Rushdie vuelve, así, al universo creado por Los Versos satánicos y, sobre todo, por Hijos de la medianoche. Es una novela con elementos tomados del universo indio, persa y árabe y respecto a la combinación de estas culturas, bastante bien trabado y con una coherencia que va mucho más allá de lo sugerente. Con esta novela, los años de sequía de la fatua provocada por Jomeini parecen haber desaparecido y el resultado, después de ese Joseph Anton memorístico, resulta más que sugerente para trasnformarse en espléndido, ya que los recursos que emplea en esta novela el autor, amén de desaforados, son muy inteligentes desde un punto de vista de estructura literaria. Que Rushdie adora a García Márquez ya lo hemos dicho, pero lo que llama la atención es la perdurabilidad de esa pasión, y ello se nota en esta novela que pretende en cierta manera dar alas actuales al clásico oriental, que es plenamente árabe pero cuyo origen es persa e indio.

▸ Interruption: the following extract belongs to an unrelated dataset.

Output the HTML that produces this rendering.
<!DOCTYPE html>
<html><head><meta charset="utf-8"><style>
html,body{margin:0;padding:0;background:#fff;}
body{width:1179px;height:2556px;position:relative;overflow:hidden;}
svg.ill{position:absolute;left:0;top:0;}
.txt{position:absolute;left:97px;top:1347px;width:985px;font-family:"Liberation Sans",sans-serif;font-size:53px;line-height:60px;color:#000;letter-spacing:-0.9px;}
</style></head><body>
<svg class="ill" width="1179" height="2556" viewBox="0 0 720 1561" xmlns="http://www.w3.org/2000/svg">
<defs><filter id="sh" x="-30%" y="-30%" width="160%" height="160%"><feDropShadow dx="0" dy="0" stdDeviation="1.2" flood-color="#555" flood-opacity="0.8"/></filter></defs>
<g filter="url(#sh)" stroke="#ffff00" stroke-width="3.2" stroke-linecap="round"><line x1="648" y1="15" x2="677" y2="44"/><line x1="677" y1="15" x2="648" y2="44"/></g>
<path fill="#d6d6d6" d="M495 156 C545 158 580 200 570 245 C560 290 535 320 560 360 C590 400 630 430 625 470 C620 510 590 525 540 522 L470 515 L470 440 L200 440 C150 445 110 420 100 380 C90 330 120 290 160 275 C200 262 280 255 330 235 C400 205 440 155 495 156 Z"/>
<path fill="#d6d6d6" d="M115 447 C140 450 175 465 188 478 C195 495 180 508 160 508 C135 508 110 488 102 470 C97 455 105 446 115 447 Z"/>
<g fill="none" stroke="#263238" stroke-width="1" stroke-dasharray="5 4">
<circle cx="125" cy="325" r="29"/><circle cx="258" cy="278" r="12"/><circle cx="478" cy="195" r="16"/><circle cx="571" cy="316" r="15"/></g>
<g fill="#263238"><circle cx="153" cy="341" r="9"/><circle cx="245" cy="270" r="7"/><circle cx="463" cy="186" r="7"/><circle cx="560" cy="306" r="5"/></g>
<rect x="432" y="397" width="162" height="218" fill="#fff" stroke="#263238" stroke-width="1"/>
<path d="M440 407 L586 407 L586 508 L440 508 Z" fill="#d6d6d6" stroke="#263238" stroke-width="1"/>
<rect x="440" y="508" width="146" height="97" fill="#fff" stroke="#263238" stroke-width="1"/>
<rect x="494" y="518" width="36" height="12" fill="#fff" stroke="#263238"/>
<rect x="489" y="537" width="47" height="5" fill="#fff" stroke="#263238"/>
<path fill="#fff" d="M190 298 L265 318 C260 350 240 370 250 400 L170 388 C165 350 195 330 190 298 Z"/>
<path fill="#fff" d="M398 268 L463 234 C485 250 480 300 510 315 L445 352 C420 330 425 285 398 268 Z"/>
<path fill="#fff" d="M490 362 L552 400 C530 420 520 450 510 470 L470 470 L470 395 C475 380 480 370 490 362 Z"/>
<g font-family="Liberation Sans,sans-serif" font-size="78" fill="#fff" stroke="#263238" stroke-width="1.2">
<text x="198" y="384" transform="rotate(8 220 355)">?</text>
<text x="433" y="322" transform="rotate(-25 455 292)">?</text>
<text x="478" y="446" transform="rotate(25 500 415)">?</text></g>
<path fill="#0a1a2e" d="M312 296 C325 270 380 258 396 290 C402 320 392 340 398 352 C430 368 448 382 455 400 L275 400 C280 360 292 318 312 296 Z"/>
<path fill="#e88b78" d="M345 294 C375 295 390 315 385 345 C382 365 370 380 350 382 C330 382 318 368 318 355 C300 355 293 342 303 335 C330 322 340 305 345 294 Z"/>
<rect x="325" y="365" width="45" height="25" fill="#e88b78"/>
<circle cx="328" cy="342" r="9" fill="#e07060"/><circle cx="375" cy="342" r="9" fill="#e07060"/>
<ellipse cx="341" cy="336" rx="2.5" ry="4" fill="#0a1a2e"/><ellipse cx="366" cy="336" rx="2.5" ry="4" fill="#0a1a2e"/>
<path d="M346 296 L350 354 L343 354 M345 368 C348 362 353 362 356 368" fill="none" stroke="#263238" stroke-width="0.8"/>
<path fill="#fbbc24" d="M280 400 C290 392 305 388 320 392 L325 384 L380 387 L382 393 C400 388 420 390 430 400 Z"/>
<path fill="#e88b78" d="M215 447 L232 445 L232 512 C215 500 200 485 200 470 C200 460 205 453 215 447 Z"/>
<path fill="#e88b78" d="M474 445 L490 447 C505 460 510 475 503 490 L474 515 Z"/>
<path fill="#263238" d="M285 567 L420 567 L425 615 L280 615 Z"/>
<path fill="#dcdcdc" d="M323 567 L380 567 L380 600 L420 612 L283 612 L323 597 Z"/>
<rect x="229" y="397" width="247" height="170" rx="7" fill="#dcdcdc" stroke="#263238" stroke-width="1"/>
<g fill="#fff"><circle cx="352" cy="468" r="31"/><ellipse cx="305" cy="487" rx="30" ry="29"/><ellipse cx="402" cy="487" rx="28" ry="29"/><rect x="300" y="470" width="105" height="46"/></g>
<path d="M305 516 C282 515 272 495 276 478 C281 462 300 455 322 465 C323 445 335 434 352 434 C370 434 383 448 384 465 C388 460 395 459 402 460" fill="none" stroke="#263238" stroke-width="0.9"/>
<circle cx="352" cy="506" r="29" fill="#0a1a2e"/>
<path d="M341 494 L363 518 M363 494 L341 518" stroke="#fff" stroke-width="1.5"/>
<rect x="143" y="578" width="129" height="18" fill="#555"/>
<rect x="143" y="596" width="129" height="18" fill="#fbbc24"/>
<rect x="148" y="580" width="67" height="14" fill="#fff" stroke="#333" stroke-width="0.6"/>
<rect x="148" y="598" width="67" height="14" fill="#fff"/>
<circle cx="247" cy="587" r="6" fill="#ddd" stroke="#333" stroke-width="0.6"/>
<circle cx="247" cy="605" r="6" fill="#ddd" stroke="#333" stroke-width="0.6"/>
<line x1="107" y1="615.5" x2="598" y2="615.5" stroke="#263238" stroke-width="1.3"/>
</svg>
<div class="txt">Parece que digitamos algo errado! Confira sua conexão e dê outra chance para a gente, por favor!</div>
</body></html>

Por haber en la novela hay de todo, ya que transcurre en once siglos, desde la España del Al Andalus de Averroes -hay multitud de referencias a la España de la época, que no era España, sobre todo hay referencias a la ciudad cordobesa de Lucena-; hay, por haber, incluso, un dibujante de cómics que se transforma en superhéroe; hay djins, esos demonios orientales tan pródigos en Las mil y una noches, que en la batalla de la luz y las tinieblas, dan lugar a la Era de la Extrañeza, donde estamos hoy, y Rushdie no se inhibe a la hora de recordarnos que el puritanismo es lo único capaz de acabar con la felicidad humana. El libro está traspasado de humor, pero lo que conmueve es la historia del viejo, decrépito, proscrito Averroes, víctima de los fanatismos de su tiempo y nombre señero de la cultura árabe, hombre que intentó aunar fe y razón, creencia y ciencia, en contraposición al persa Al Ghazali, que se obsesionaba con encontrar la incoherencia en los pensadores que la religión parecía no tener, tanta era su sagrada condición.

No hace falta ser muy sagaz para darse cuenta de que la trasposición Averroes-Al Ghazali tiene que ver, once siglos despues, con su propia experiencia vital. Averroes-Salman Rushdie, destinos similares, aunque creo que aquí la metáfora juega a favor de Rushdie, que le ha tocado vivir tiempos más felices. Por otro lado, hay que decir que Goya es otro de sus artistas más gozosos, y que aparte de Averroes y Goya, Rushdie admira a Buñuel y siente un especial afecto por su amigo Antonio Muñoz Molina. Desde luego los vínculos con nosotros no son escasos, pero hay más, y es que son intensos y sentidos. La herencia de García Márquez le viene desde joven.